* _Task_
Give the data again exactly as written, skipping any pictures.

[START]

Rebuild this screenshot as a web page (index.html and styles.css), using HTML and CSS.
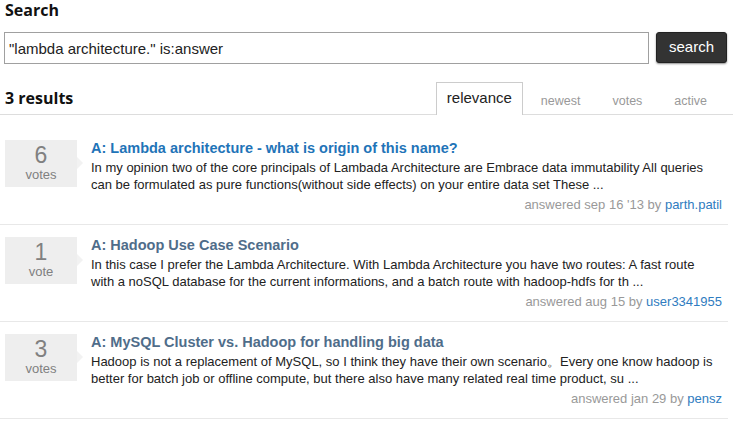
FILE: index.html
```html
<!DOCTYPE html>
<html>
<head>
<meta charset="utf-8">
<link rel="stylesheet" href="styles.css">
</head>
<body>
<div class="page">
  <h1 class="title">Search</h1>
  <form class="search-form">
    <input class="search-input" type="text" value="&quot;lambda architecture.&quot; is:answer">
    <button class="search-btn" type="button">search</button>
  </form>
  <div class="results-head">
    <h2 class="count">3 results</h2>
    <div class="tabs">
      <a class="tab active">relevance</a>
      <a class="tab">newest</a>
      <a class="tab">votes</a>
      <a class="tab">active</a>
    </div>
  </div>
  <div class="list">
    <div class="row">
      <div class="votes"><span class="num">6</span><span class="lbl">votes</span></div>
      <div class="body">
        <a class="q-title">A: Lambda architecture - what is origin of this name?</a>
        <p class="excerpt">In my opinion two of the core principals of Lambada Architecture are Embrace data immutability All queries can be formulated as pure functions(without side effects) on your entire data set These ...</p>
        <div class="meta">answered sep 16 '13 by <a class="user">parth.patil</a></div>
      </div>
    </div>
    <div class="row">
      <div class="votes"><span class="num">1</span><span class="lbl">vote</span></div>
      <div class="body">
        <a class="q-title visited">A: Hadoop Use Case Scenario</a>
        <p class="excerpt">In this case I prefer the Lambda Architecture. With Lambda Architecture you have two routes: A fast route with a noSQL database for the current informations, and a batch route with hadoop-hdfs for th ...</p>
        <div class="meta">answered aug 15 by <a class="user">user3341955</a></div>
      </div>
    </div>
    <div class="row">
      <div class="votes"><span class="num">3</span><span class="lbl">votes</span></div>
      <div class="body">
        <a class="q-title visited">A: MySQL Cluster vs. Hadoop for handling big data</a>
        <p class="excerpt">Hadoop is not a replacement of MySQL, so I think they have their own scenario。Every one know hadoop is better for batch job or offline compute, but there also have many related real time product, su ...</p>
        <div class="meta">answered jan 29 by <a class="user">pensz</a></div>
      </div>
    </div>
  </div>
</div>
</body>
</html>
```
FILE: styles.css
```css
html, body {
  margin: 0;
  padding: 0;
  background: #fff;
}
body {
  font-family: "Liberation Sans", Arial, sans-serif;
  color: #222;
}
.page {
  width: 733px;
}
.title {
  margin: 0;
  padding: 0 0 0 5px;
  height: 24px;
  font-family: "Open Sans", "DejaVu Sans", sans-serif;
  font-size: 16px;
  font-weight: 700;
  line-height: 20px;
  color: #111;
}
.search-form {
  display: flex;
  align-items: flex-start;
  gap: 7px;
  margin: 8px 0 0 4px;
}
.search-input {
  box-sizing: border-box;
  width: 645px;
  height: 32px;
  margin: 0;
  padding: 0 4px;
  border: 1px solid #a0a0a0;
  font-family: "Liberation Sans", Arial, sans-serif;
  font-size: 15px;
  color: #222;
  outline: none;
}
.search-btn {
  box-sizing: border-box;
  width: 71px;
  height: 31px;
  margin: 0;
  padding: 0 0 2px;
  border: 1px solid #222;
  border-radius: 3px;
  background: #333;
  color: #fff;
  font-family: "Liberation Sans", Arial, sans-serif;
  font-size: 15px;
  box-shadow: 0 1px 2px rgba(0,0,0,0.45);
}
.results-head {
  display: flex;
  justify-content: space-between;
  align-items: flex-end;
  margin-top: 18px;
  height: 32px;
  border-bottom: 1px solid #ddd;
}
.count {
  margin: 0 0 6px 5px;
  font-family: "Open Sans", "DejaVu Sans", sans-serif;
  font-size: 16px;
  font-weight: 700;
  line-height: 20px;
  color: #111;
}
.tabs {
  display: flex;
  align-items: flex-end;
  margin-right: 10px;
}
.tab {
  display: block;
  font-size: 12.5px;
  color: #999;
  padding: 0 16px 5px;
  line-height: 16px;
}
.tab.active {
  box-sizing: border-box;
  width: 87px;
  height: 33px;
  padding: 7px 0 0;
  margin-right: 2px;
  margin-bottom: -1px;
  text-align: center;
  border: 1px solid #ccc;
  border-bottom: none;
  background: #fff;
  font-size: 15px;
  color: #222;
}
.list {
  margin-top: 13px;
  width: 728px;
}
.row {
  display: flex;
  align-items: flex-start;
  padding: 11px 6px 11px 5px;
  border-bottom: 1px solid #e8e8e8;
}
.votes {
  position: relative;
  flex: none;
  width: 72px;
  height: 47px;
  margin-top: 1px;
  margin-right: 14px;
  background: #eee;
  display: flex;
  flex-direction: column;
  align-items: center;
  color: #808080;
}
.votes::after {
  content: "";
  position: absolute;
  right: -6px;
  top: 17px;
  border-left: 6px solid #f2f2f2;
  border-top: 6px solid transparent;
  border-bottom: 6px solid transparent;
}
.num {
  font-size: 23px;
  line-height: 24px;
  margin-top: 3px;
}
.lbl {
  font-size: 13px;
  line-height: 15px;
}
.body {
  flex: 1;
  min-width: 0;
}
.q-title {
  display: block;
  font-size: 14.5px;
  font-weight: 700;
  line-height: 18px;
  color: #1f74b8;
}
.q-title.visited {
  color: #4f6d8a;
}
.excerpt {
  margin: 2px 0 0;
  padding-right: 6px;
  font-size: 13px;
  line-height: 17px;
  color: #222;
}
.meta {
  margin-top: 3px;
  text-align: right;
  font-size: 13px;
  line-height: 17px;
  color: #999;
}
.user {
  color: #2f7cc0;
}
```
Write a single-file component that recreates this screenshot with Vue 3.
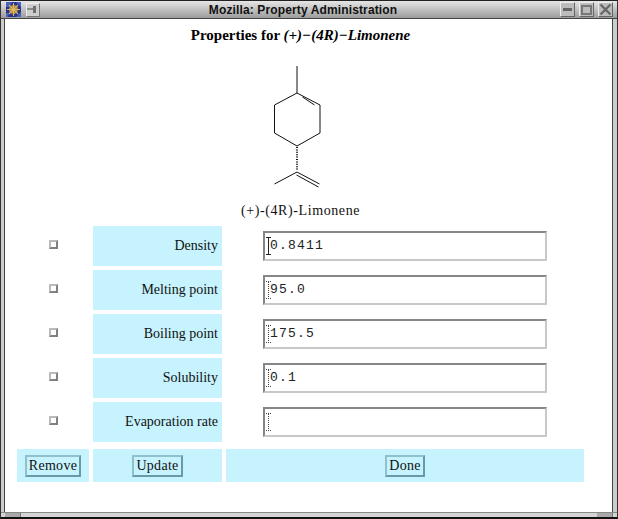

[END]

* _Result of this task_
Rebuild this screenshot as a web page (index.html and styles.css), using HTML and CSS.
FILE: index.html
```html
<!DOCTYPE html>
<html>
<head>
<meta charset="utf-8">
<link rel="stylesheet" href="styles.css">
</head>
<body>
<div class="page">
  <h1 class="title">Search</h1>
  <form class="search-form">
    <input class="search-input" type="text" value="&quot;lambda architecture.&quot; is:answer">
    <button class="search-btn" type="button">search</button>
  </form>
  <div class="results-head">
    <h2 class="count">3 results</h2>
    <div class="tabs">
      <a class="tab active">relevance</a>
      <a class="tab">newest</a>
      <a class="tab">votes</a>
      <a class="tab">active</a>
    </div>
  </div>
  <div class="list">
    <div class="row">
      <div class="votes"><span class="num">6</span><span class="lbl">votes</span></div>
      <div class="body">
        <a class="q-title">A: Lambda architecture - what is origin of this name?</a>
        <p class="excerpt">In my opinion two of the core principals of Lambada Architecture are Embrace data immutability All queries can be formulated as pure functions(without side effects) on your entire data set These ...</p>
        <div class="meta">answered sep 16 '13 by <a class="user">parth.patil</a></div>
      </div>
    </div>
    <div class="row">
      <div class="votes"><span class="num">1</span><span class="lbl">vote</span></div>
      <div class="body">
        <a class="q-title visited">A: Hadoop Use Case Scenario</a>
        <p class="excerpt">In this case I prefer the Lambda Architecture. With Lambda Architecture you have two routes: A fast route with a noSQL database for the current informations, and a batch route with hadoop-hdfs for th ...</p>
        <div class="meta">answered aug 15 by <a class="user">user3341955</a></div>
      </div>
    </div>
    <div class="row">
      <div class="votes"><span class="num">3</span><span class="lbl">votes</span></div>
      <div class="body">
        <a class="q-title visited">A: MySQL Cluster vs. Hadoop for handling big data</a>
        <p class="excerpt">Hadoop is not a replacement of MySQL, so I think they have their own scenario。Every one know hadoop is better for batch job or offline compute, but there also have many related real time product, su ...</p>
        <div class="meta">answered jan 29 by <a class="user">pensz</a></div>
      </div>
    </div>
  </div>
</div>
</body>
</html>
```
FILE: styles.css
```css
html, body {
  margin: 0;
  padding: 0;
  background: #fff;
}
body {
  font-family: "Liberation Sans", Arial, sans-serif;
  color: #222;
}
.page {
  width: 733px;
}
.title {
  margin: 0;
  padding: 0 0 0 5px;
  height: 24px;
  font-family: "Open Sans", "DejaVu Sans", sans-serif;
  font-size: 16px;
  font-weight: 700;
  line-height: 20px;
  color: #111;
}
.search-form {
  display: flex;
  align-items: flex-start;
  gap: 7px;
  margin: 8px 0 0 4px;
}
.search-input {
  box-sizing: border-box;
  width: 645px;
  height: 32px;
  margin: 0;
  padding: 0 4px;
  border: 1px solid #a0a0a0;
  font-family: "Liberation Sans", Arial, sans-serif;
  font-size: 15px;
  color: #222;
  outline: none;
}
.search-btn {
  box-sizing: border-box;
  width: 71px;
  height: 31px;
  margin: 0;
  padding: 0 0 2px;
  border: 1px solid #222;
  border-radius: 3px;
  background: #333;
  color: #fff;
  font-family: "Liberation Sans", Arial, sans-serif;
  font-size: 15px;
  box-shadow: 0 1px 2px rgba(0,0,0,0.45);
}
.results-head {
  display: flex;
  justify-content: space-between;
  align-items: flex-end;
  margin-top: 18px;
  height: 32px;
  border-bottom: 1px solid #ddd;
}
.count {
  margin: 0 0 6px 5px;
  font-family: "Open Sans", "DejaVu Sans", sans-serif;
  font-size: 16px;
  font-weight: 700;
  line-height: 20px;
  color: #111;
}
.tabs {
  display: flex;
  align-items: flex-end;
  margin-right: 10px;
}
.tab {
  display: block;
  font-size: 12.5px;
  color: #999;
  padding: 0 16px 5px;
  line-height: 16px;
}
.tab.active {
  box-sizing: border-box;
  width: 87px;
  height: 33px;
  padding: 7px 0 0;
  margin-right: 2px;
  margin-bottom: -1px;
  text-align: center;
  border: 1px solid #ccc;
  border-bottom: none;
  background: #fff;
  font-size: 15px;
  color: #222;
}
.list {
  margin-top: 13px;
  width: 728px;
}
.row {
  display: flex;
  align-items: flex-start;
  padding: 11px 6px 11px 5px;
  border-bottom: 1px solid #e8e8e8;
}
.votes {
  position: relative;
  flex: none;
  width: 72px;
  height: 47px;
  margin-top: 1px;
  margin-right: 14px;
  background: #eee;
  display: flex;
  flex-direction: column;
  align-items: center;
  color: #808080;
}
.votes::after {
  content: "";
  position: absolute;
  right: -6px;
  top: 17px;
  border-left: 6px solid #f2f2f2;
  border-top: 6px solid transparent;
  border-bottom: 6px solid transparent;
}
.num {
  font-size: 23px;
  line-height: 24px;
  margin-top: 3px;
}
.lbl {
  font-size: 13px;
  line-height: 15px;
}
.body {
  flex: 1;
  min-width: 0;
}
.q-title {
  display: block;
  font-size: 14.5px;
  font-weight: 700;
  line-height: 18px;
  color: #1f74b8;
}
.q-title.visited {
  color: #4f6d8a;
}
.excerpt {
  margin: 2px 0 0;
  padding-right: 6px;
  font-size: 13px;
  line-height: 17px;
  color: #222;
}
.meta {
  margin-top: 3px;
  text-align: right;
  font-size: 13px;
  line-height: 17px;
  color: #999;
}
.user {
  color: #2f7cc0;
}
```
Write a single-file component that recreates this screenshot with Vue 3.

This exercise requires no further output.